Science, consumers, and new founders to drive ESG innovation

If 2021 was the year when ESG (short for Environmental, Social, and Governance) went mainstream, 2022 will be the year that innovations and innovators propel it forward, say members of the Fast Company Impact Council—an invitation-only collective of leaders from a range of industries. Members say a number of business, regulatory, and cultural factors will motivate companies to keep advancing an agenda that places sustainability, social good, and inclusion on equal footing with profitability and growth. Edited excerpts follow:

Carolyn Brown, managing director, Closed Loop Partners

“We expect expanded adoption of transparency tools, new material innovations, reuse solutions, plus advancement in technology, such as molecular recycling and advanced 3D design and manufacturing platforms. We believe science and technology will continue to influence consumer products in a way that we haven’t seen before. And finally, we see a continued growth in emerging circular business models on all levels of corporations, allowing companies to take better advantage of materials and products, increasing loyalty with consumers and lessening their environmental footprint.”

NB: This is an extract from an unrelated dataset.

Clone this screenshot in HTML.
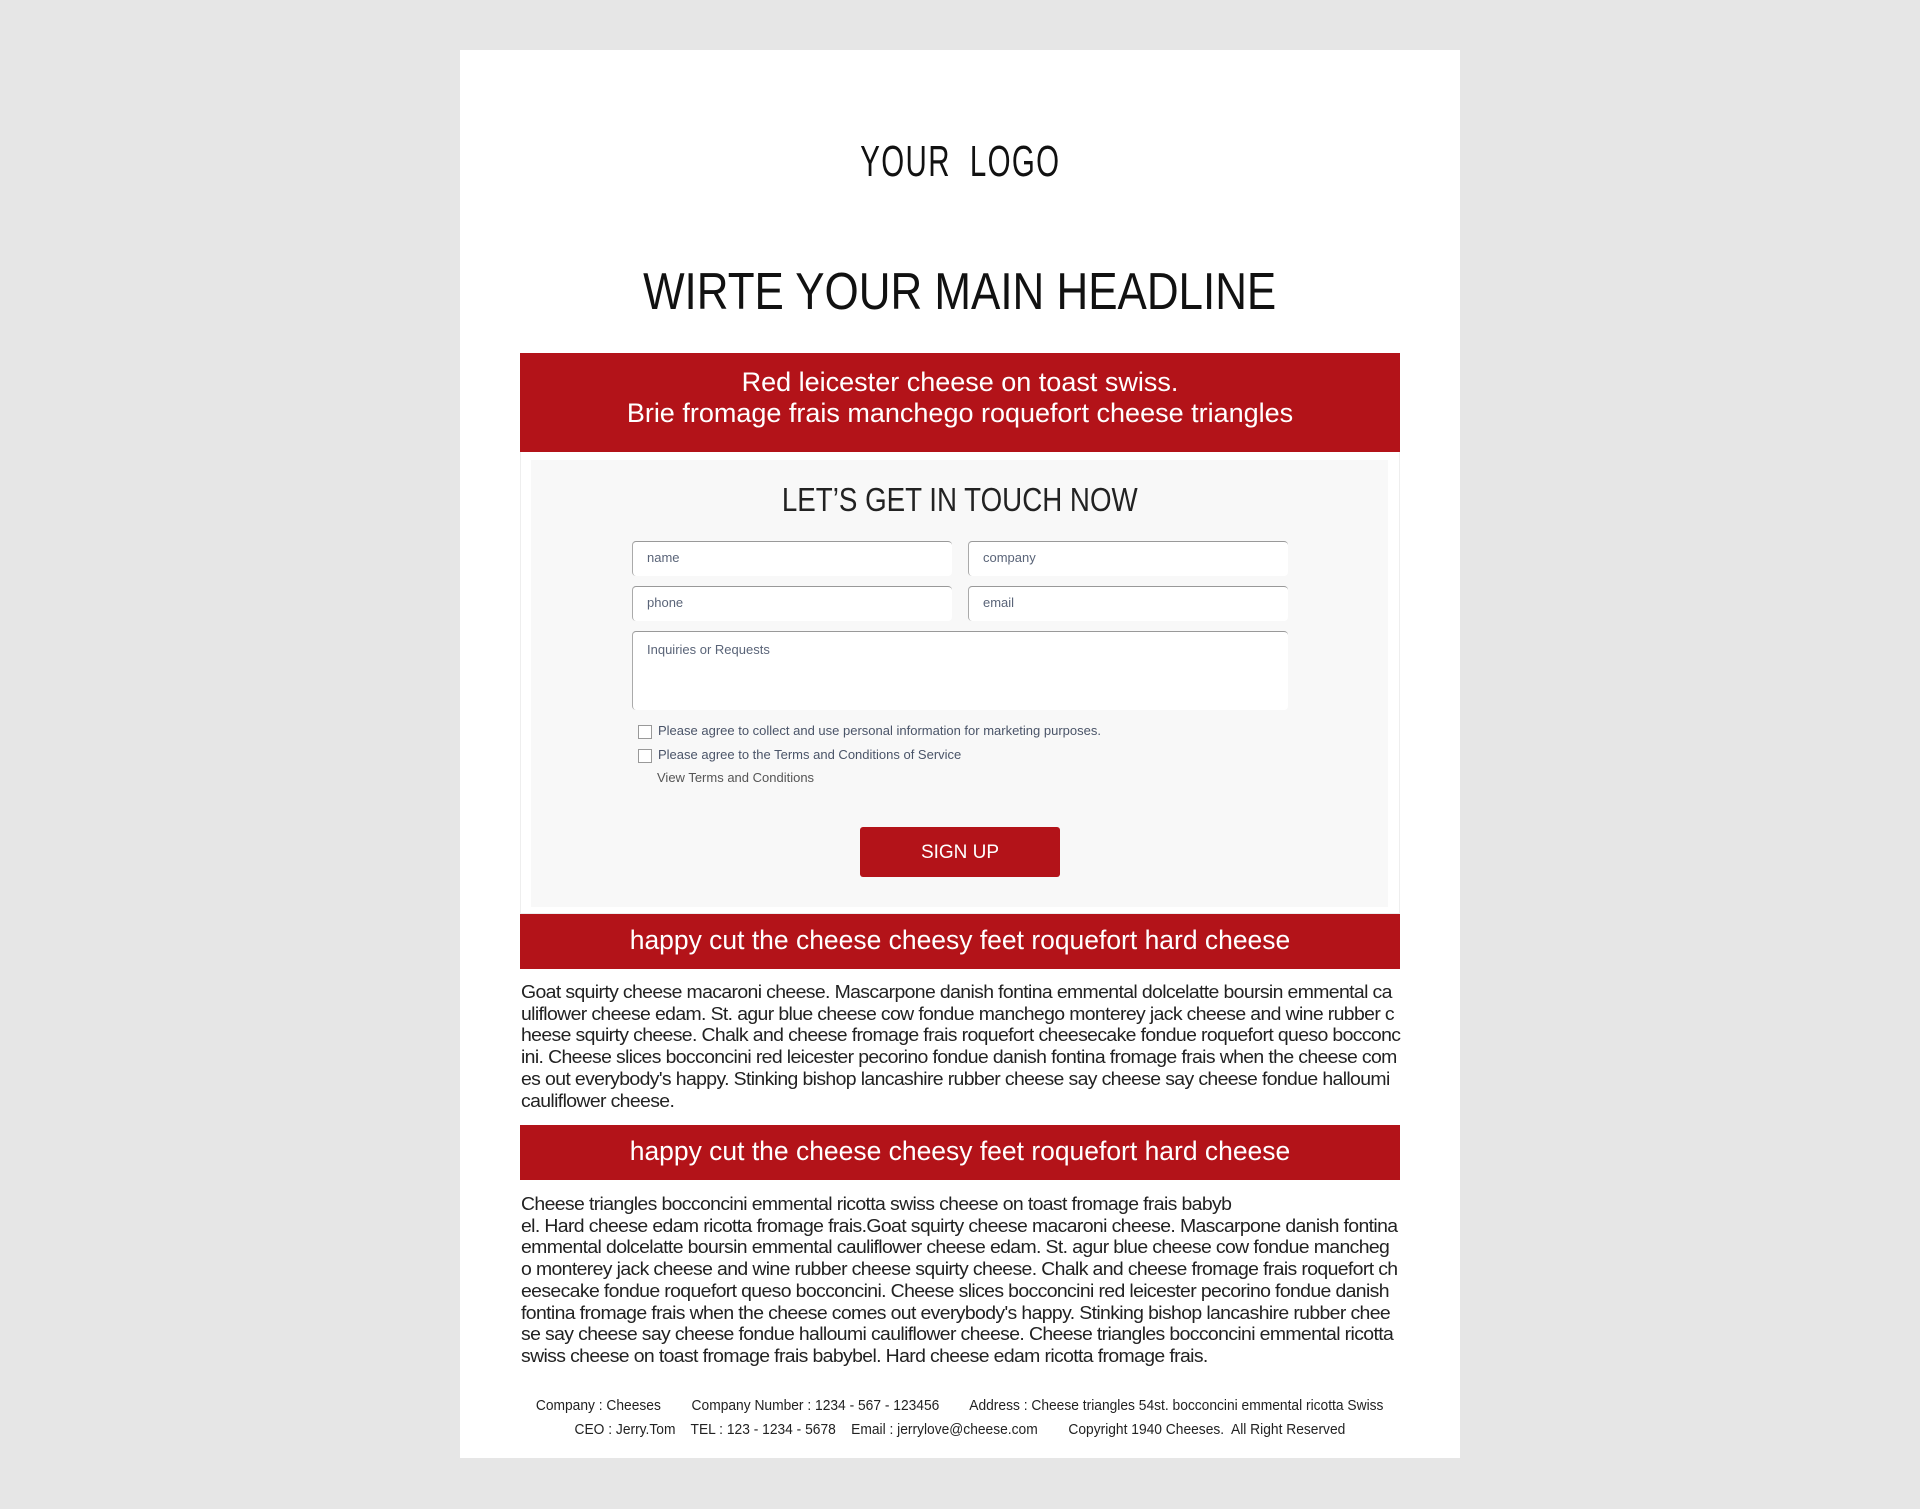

Andrea Carafa, Emergence Fellow, Stanford University, and director, Blackstone Launchpad

“Climate tech, entrepreneurship, and deep tech innovation are on the rise to tackle the biggest challenges that humanity faces. It is crucial for large companies, as well as startups, to launch new products, not only with their target customers in mind, but also with other stakeholders and equity in mind. And the has come for universities to lead in the innovation side of this story. We’ll see more universities teaching students how they can build technology products and ventures of a new kind tackling some of humanity’s most pressing challenges with the values of diversity, inclusion and equity from day one.”

Brad Lukanic, CEO, CannonDesign

“Built environments in 2022 are going to be supercharged for change, partly because about the agile need for interaction Tools for addressing climate change are also going to be front and center. We have better tools connected to the Internet of Things that are going to be able to measure and make things more accountable in built environments. And as we think about supply chain woes and labor shortage, we will see modular [solutions]. Fabrication is going to be at the center at the intersection of design and technology.”